La larga introducción (al estilo Amélie) responde al título original: a partir del nombre del protagonista, Arthur Martin, se asciende por los árboles genealógicos de la pareja central: ella, Baya, viene de familia argelina y entiende el compromiso político heredado de su madre (ex hippie) como una misión: debe ganar a los fachos para la noble causa de la izquierda y para eso emplea un arma infalible: el sexo; él, fanático de Lionel Jospin, es un científico respetuoso del principio de precaución (sobre todo ahora que despunta el riesgo de la gripe aviaria) y carga con el nombre de cocina que le han puesto sus padres para olvidar el pasado sufrimiento de la madre en Auschwitz; ella es un torbellino, pura energía, ninguna inhibición y el manifiesto deseo de la armonía universal, alcanzable cuando haya logrado convertir a todos los que ella juzga de derecha; él es (lo aprendió en familia) todo corrección, compostura, discreción; de izquierda moderada como su ídolo político.

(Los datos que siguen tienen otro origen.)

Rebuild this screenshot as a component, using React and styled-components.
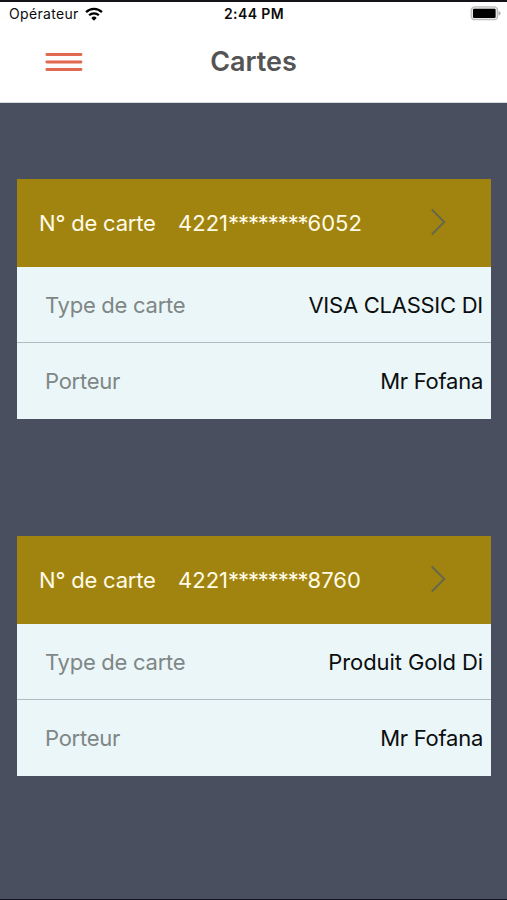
import React from "react";
import styled, { createGlobalStyle } from "styled-components";

const GlobalStyle = createGlobalStyle`
  * {
    box-sizing: border-box;
  }
  body {
    margin: 0;
    font-family: Inter, "Liberation Sans", sans-serif;
    background: #4a4f5f;
  }
`;

const Screen = styled.div`
  display: flex;
  flex-direction: column;
  height: 900px;
  overflow: hidden;
  background: #4a4f5f;
  border-top: 2px solid #151317;
  border-bottom: 1px solid #10131f;
`;

const Header = styled.header`
  height: 101px;
  background: #ffffff;
  border-bottom: 1px solid #d9dadd;
`;

const StatusBar = styled.div`
  display: grid;
  grid-template-columns: 1fr auto 1fr;
  align-items: center;
  height: 23px;
  padding: 0 6px 0 9px;
  color: #0c0c0c;
`;

const Carrier = styled.div`
  display: flex;
  align-items: center;
  gap: 6px;
  font-size: 14px;
  letter-spacing: 0.32px;
`;

const Clock = styled.div`
  margin-right: 2px;
  font-size: 14px;
  font-weight: 600;
  letter-spacing: 0.4px;
`;

const BatteryIcon = styled.svg`
  justify-self: end;
`;

const NavBar = styled.nav`
  display: grid;
  grid-template-columns: 1fr auto 1fr;
  align-items: center;
  height: 73px;
  padding: 0 45px;
`;

const MenuButton = styled.button`
  display: flex;
  width: 38px;
  padding: 0;
  border: 0;
  background: none;
`;

const Title = styled.h1`
  margin: 0;
  color: #545454;
  font-size: 27px;
  font-weight: 600;
  line-height: 32px;
`;

const CardList = styled.main`
  display: flex;
  flex-direction: column;
  gap: 117px;
  padding: 76px 16px 0 17px;
`;

const Card = styled.section`
  height: 240px;
  background: #ebf6f8;
`;

const CardHeader = styled.div`
  display: flex;
  align-items: center;
  height: 88px;
  padding: 0 45px 1px 22px;
  background: #a1840f;
  color: #fffbe6;
  font-size: 22px;
`;

const CardLabel = styled.span`
  width: 139px;
  letter-spacing: -0.2px;
`;

const CardNumber = styled.span`
  flex: 1;
`;

const Mask = styled.span`
  letter-spacing: -1.08px;
`;

const Chevron = styled.svg`
  margin-bottom: 1px;
`;

const Row = styled.div`
  display: flex;
  align-items: center;
  justify-content: space-between;
  height: 75px;
  padding: 0 8px 0 28px;
  font-size: 22px;
  letter-spacing: -0.26px;

  & + & {
    height: 77px;
    border-top: 1px solid #b1babf;
  }
`;

const RowLabel = styled.span`
  color: #7f8686;
`;

const RowValue = styled.span`
  color: #0b0e0f;
  letter-spacing: ${(props) => props.$spacing || "inherit"};
`;

const cards = [
  { start: "4221", end: "6052", type: "VISA CLASSIC DI", holder: "Mr Fofana" },
  { start: "4221", end: "8760", type: "Produit Gold Di", holder: "Mr Fofana", spacing: "-0.1px" },
];

function Wifi() {
  return (
    <svg width="18" height="14" viewBox="0 0 18 14" fill="none" stroke="#000">
      <path d="M1.1 5.1A11.3 11.3 0 0 1 16.9 5.1" strokeWidth="2.3" />
      <path d="M4.1 8.3A7 7 0 0 1 13.9 8.3" strokeWidth="2.2" />
      <path d="M9 13.7 6.3 10.9A3.8 3.8 0 0 1 11.7 10.9Z" fill="#000" stroke="none" />
    </svg>
  );
}

function Battery() {
  return (
    <BatteryIcon width="31" height="15" viewBox="0 0 31 15">
      <rect x="1.2" y="0.9" width="26.4" height="12.8" rx="3.5" fill="#e6e6e6" stroke="#bdbdbd" strokeWidth="1.3" />
      <rect x="3" y="2.8" width="22.6" height="9.2" rx="1.2" fill="#000" />
      <path d="M28.6 4.9C31.2 5.8 31.2 8.6 28.6 9.5Z" fill="#ababab" />
    </BatteryIcon>
  );
}

function CardItem({ card }) {
  return (
    <Card>
      <CardHeader>
        <CardLabel>N° de carte</CardLabel>
        <CardNumber>
          {card.start}
          <Mask>********</Mask>
          {card.end}
        </CardNumber>
        <Chevron width="16" height="28" viewBox="0 0 16 28" fill="none">
          <path d="M1.8 1.5 14.2 14 1.8 26.5" stroke="#66684c" strokeWidth="2" />
        </Chevron>
      </CardHeader>
      <Row>
        <RowLabel>Type de carte</RowLabel>
        <RowValue $spacing={card.spacing}>{card.type}</RowValue>
      </Row>
      <Row>
        <RowLabel>Porteur</RowLabel>
        <RowValue>{card.holder}</RowValue>
      </Row>
    </Card>
  );
}

export default function App() {
  return (
    <>
      <GlobalStyle />
      <Screen>
        <Header>
          <StatusBar>
            <Carrier>
              Opérateur
              <Wifi />
            </Carrier>
            <Clock>2:44 PM</Clock>
            <Battery />
          </StatusBar>
          <NavBar>
            <MenuButton aria-label="Menu">
              <svg width="38" height="20" viewBox="0 0 38 20" stroke="#e0694f" strokeWidth="2.8" strokeLinecap="round">
                <path d="M1.8 2.5H36M1.8 10H36M1.8 17.5H36" />
              </svg>
            </MenuButton>
            <Title>Cartes</Title>
          </NavBar>
        </Header>
        <CardList>
          {cards.map((card) => (
            <CardItem key={card.end} card={card} />
          ))}
        </CardList>
      </Screen>
    </>
  );
}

Empiezan peleando: por su nombre y sus posturas, ella ve en él a un conservador. Debe, pues, rescatarlo vía sexo, pero el tratamiento se demora porque él tiene sus obligaciones. En el ritmo vertiginoso que impone Baya (a la vitalidad que Sara Forestier ya contagiaba en Juegos de amor esquivo le ha sumado un desenfado sexy que la hace irresistible), esta comedia político-romántico-satírica aborda unos cuantos temas de actualidad -la intolerancia, la aceptación de las diferencias, el reconocimiento del prójimo, el peso del prejuicio- al mismo tiempo que pone su atención sobre cuestiones que encienden polémicas en la sociedad francesa y que tienen que ver con la identidad nacional, como el velo islámico, la memoria de la persecución de los judíos, la integración social de los descendientes de inmigrantes, el recuerdo de ciertas jornadas electorales que encumbraron a algunos líderes y jubilaron a otros. Como Jospin, que se suma a la acción interpretándose a sí mismo y tomándose bastante en broma con toda naturalidad. Seguramente el éxito obtenido por el film en Francia no es ajeno a las abundantes ironías que contiene el diálogo y que no siempre pueden ser apreciadas en su totalidad por el espectador local.
Aunque en muchos casos el dibujo de caracteres tiende deliberadamente a la caricatura, todos los temas mencionados son tratados con inteligencia y chispeante comicidad. El desparpajo de la bella Forestier es un factor determinante, pero también contribuye a enriquecer el film el desempeño de los demás intérpretes, en especial ese gran comediante que es Jacques Gamblin.